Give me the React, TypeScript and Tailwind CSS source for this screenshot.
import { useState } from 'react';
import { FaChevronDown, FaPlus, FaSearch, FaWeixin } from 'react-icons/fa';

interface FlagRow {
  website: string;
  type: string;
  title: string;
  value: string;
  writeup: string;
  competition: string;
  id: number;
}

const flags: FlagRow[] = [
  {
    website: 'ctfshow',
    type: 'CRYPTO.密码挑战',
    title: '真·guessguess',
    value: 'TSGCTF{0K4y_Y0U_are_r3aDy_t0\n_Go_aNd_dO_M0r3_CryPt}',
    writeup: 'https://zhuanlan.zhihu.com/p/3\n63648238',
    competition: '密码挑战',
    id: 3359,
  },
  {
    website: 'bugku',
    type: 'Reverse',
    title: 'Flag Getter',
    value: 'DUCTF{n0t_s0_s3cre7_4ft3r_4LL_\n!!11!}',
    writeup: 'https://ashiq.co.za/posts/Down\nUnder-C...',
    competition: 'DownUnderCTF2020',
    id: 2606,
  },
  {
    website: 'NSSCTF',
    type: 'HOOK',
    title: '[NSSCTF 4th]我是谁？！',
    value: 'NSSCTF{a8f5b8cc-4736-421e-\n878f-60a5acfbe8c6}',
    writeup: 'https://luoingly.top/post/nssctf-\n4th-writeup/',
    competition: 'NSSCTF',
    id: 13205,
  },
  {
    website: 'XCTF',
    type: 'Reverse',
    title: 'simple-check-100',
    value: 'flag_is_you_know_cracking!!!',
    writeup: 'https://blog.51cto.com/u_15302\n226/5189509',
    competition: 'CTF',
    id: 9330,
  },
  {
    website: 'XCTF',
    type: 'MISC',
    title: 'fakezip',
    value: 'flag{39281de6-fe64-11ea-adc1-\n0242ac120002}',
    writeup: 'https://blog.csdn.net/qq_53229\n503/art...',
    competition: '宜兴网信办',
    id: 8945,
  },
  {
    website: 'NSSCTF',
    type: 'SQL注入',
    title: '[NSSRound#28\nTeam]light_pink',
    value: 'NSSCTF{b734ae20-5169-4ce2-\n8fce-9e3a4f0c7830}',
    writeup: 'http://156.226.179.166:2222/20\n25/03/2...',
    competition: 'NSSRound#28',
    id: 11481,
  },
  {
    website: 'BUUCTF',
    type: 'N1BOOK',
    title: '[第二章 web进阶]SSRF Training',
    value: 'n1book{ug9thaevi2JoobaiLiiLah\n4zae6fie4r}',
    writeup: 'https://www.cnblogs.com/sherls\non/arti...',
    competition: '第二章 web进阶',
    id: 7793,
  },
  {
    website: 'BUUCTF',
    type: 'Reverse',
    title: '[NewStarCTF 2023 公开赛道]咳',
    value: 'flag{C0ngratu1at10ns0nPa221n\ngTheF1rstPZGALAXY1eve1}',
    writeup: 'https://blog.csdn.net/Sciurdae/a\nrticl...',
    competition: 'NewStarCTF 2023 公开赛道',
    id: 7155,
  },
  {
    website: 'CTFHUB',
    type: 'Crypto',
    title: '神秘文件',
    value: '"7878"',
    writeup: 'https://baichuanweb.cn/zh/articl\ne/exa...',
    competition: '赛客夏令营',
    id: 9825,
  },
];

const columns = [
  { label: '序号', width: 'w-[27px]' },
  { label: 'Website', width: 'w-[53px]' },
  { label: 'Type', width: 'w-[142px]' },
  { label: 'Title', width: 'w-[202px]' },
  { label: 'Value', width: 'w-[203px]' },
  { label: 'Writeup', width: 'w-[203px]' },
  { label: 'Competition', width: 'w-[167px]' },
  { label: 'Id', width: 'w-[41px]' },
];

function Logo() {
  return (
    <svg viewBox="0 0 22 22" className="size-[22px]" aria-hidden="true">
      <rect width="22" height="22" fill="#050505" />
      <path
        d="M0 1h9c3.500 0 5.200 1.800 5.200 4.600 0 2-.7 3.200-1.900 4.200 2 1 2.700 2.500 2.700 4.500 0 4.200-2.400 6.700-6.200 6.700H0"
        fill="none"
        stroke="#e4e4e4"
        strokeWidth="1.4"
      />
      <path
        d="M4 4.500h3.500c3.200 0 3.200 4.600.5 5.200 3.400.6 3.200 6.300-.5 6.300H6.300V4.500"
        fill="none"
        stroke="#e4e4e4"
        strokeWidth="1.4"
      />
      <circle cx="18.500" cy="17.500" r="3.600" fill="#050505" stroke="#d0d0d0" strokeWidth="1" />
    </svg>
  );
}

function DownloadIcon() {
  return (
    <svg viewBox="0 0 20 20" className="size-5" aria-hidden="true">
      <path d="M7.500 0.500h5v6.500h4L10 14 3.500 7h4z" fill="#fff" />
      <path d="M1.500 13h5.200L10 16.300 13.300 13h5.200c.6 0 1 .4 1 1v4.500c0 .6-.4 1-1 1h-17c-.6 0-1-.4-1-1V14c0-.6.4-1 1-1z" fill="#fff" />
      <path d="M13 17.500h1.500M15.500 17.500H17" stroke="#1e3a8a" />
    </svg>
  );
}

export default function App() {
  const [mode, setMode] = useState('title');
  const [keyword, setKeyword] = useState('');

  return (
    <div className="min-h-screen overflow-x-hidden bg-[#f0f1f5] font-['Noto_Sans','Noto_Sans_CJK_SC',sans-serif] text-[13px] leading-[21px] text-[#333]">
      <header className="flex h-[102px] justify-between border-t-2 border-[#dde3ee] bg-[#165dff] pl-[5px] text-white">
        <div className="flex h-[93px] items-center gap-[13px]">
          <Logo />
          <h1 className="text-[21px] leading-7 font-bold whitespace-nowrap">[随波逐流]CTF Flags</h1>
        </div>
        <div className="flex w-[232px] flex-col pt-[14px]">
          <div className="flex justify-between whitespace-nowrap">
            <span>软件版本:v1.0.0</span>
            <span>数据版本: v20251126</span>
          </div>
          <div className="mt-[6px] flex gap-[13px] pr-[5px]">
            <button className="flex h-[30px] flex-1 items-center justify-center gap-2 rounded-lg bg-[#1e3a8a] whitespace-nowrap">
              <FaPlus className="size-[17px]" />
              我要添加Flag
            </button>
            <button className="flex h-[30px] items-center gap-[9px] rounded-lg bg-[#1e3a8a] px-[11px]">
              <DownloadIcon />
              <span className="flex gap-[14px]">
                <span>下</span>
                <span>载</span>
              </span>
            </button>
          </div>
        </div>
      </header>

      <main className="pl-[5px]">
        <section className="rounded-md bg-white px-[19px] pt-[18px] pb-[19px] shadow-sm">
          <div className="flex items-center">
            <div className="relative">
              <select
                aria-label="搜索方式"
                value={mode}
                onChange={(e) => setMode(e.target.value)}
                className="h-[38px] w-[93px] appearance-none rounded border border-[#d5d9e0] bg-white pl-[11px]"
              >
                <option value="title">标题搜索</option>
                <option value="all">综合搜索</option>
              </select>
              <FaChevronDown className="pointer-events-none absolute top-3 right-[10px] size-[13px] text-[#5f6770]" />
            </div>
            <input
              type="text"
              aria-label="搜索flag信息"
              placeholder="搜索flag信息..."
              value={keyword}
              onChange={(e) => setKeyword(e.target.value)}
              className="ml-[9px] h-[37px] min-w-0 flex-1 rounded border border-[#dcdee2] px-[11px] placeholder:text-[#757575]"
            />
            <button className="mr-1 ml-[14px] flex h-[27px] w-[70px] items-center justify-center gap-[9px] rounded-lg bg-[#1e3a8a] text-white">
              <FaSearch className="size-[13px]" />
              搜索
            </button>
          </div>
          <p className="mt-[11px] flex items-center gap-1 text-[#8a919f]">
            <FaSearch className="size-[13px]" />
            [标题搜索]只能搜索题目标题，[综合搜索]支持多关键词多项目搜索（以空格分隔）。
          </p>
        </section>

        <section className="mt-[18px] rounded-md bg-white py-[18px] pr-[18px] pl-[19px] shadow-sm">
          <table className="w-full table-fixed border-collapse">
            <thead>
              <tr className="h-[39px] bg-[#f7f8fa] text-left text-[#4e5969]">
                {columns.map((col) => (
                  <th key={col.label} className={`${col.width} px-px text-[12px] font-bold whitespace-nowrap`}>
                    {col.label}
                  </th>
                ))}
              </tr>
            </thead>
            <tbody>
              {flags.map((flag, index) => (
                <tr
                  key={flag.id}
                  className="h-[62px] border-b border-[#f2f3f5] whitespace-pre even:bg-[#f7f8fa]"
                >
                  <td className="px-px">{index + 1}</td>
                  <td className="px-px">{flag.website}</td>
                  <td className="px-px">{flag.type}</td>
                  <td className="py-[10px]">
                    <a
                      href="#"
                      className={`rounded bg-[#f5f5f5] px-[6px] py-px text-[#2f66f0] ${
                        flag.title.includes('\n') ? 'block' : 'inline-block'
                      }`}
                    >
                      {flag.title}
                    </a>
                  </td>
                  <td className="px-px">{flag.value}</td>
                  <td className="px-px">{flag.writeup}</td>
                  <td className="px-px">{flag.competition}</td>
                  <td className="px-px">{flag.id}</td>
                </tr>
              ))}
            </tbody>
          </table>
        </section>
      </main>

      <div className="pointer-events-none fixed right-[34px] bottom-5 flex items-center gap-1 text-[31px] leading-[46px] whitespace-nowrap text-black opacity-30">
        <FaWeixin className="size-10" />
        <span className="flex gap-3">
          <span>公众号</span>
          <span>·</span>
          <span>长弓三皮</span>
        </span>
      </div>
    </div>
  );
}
...
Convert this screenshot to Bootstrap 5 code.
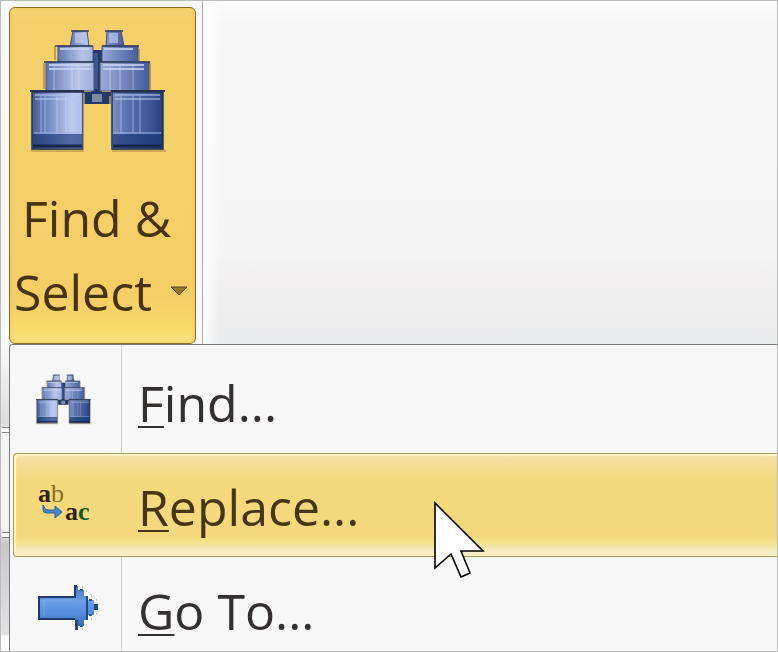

— WHAT YOU WILL DO —
Give back exactly the stretch that opens on the line with "Give me the" and closes on the line with "FaPlus, FaSearch, FaWeixin".

— RESPONSE —
Give me the React, TypeScript and Tailwind CSS source for this screenshot.
import { useState } from 'react';
import { FaChevronDown, FaPlus, FaSearch, FaWeixin } from 'react-icons/fa';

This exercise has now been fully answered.